▸ **GIVEN MATERIAL**
━━━━━━━━━━━━━━━━━━━━

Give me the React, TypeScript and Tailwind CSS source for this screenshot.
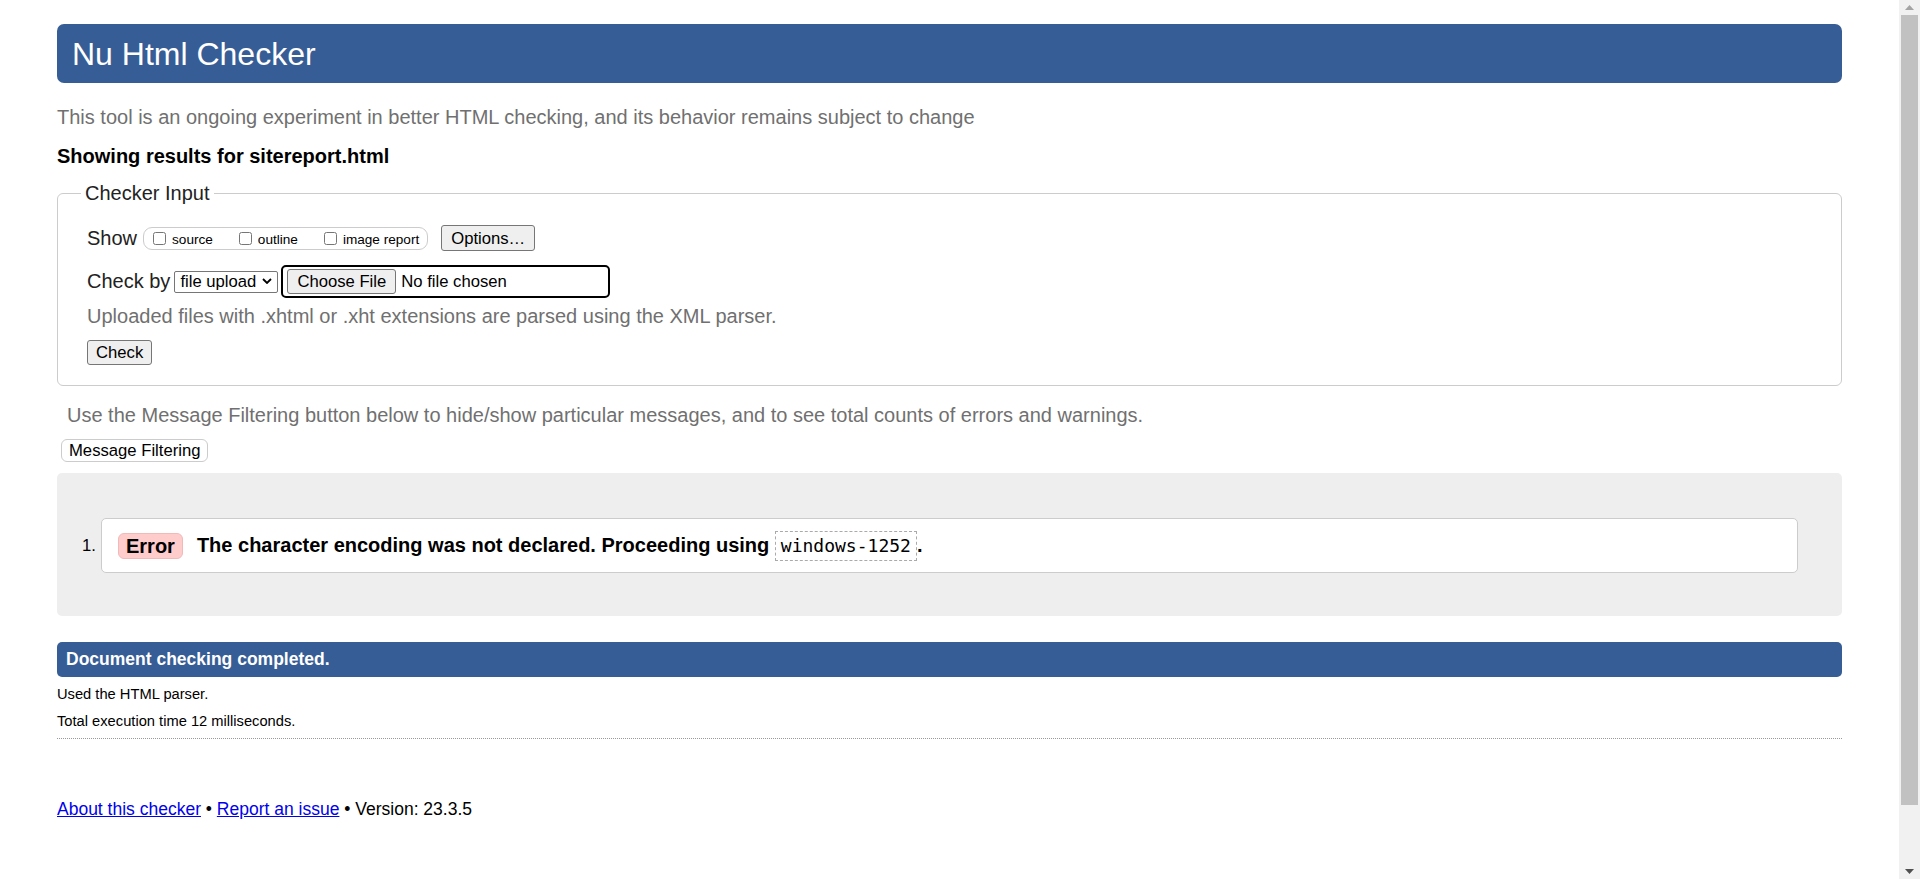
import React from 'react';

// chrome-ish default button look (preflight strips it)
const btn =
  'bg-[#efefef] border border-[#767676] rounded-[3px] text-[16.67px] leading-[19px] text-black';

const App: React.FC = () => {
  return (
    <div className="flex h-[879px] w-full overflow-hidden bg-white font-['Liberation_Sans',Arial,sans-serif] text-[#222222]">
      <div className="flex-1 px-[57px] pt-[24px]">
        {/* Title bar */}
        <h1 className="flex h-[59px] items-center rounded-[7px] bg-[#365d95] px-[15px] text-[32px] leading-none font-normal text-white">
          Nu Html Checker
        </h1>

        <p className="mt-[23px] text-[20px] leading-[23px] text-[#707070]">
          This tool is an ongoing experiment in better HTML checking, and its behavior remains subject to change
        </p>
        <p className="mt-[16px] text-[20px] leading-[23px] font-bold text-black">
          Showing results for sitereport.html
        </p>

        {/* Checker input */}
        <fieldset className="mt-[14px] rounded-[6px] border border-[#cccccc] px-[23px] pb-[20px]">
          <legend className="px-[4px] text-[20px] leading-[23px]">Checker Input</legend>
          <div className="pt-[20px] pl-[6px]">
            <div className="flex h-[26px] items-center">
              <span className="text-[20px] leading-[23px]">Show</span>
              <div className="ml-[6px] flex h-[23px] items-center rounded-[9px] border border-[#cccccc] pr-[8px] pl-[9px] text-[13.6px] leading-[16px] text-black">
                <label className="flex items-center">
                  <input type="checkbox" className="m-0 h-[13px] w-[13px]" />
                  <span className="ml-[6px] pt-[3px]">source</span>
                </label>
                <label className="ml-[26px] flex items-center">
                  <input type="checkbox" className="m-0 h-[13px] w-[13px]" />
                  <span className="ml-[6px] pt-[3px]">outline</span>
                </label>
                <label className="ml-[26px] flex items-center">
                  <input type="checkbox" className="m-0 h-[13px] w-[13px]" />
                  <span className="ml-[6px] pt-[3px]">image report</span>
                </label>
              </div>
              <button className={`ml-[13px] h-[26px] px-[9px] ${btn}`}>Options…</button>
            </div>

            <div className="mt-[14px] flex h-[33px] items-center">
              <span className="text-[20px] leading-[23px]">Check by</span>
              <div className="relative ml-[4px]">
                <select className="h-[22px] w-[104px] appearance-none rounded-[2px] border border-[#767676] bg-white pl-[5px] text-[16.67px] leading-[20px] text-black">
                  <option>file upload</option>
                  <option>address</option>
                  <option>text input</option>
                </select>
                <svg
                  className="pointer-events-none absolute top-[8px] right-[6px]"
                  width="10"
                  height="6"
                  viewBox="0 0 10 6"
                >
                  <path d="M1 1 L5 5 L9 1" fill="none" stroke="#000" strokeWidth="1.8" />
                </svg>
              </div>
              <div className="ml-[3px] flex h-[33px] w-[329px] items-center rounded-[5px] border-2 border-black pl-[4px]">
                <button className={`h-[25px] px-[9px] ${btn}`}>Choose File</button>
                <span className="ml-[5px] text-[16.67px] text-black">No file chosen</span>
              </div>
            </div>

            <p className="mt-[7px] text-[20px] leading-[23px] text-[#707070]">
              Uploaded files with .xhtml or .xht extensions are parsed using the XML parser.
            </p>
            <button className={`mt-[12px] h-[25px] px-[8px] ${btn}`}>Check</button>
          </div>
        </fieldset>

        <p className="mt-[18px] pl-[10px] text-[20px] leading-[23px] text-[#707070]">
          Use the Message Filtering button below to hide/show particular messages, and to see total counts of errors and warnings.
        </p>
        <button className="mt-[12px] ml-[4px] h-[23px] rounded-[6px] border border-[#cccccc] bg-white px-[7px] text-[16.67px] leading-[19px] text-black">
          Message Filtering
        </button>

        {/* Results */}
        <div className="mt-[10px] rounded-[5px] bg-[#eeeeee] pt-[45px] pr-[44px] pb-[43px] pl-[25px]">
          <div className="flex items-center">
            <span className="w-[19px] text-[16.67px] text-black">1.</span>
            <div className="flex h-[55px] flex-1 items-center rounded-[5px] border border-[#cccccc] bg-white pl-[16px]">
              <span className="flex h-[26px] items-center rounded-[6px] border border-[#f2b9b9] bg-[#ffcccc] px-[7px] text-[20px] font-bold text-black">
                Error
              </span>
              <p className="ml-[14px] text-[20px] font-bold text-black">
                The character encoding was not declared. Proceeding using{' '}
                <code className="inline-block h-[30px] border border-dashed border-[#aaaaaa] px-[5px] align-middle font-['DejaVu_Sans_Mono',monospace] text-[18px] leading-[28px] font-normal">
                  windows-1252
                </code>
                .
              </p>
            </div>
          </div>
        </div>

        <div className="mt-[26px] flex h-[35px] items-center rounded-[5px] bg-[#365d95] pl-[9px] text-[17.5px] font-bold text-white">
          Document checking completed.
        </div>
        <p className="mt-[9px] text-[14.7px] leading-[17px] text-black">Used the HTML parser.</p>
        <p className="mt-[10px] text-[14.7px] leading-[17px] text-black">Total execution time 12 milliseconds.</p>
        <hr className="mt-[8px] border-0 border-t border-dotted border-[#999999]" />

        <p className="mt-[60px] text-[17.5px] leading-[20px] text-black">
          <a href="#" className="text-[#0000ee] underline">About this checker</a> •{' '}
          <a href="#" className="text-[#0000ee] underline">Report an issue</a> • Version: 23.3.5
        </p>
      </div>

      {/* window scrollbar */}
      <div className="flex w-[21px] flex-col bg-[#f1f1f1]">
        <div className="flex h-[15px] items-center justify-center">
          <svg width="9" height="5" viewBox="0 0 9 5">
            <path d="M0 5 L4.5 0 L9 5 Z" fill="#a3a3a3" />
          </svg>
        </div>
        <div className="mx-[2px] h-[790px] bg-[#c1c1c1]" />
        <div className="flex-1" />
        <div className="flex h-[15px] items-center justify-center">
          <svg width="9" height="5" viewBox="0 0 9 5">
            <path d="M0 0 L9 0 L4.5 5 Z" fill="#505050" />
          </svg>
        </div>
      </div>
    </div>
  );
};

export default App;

━━━━━━━━━━━━━━━━━━━━

▸ **TASK GOAL**
Reproduce exactly the run of lines that opens the listing and closes with the line holding "text-[16.67px] leading-[19px] text-black';". Pictures are excluded.

▸ **RESPONSE TO THE EXERCISE**
Give me the React, TypeScript and Tailwind CSS source for this screenshot.
import React from 'react';

// chrome-ish default button look (preflight strips it)
const btn =
  'bg-[#efefef] border border-[#767676] rounded-[3px] text-[16.67px] leading-[19px] text-black';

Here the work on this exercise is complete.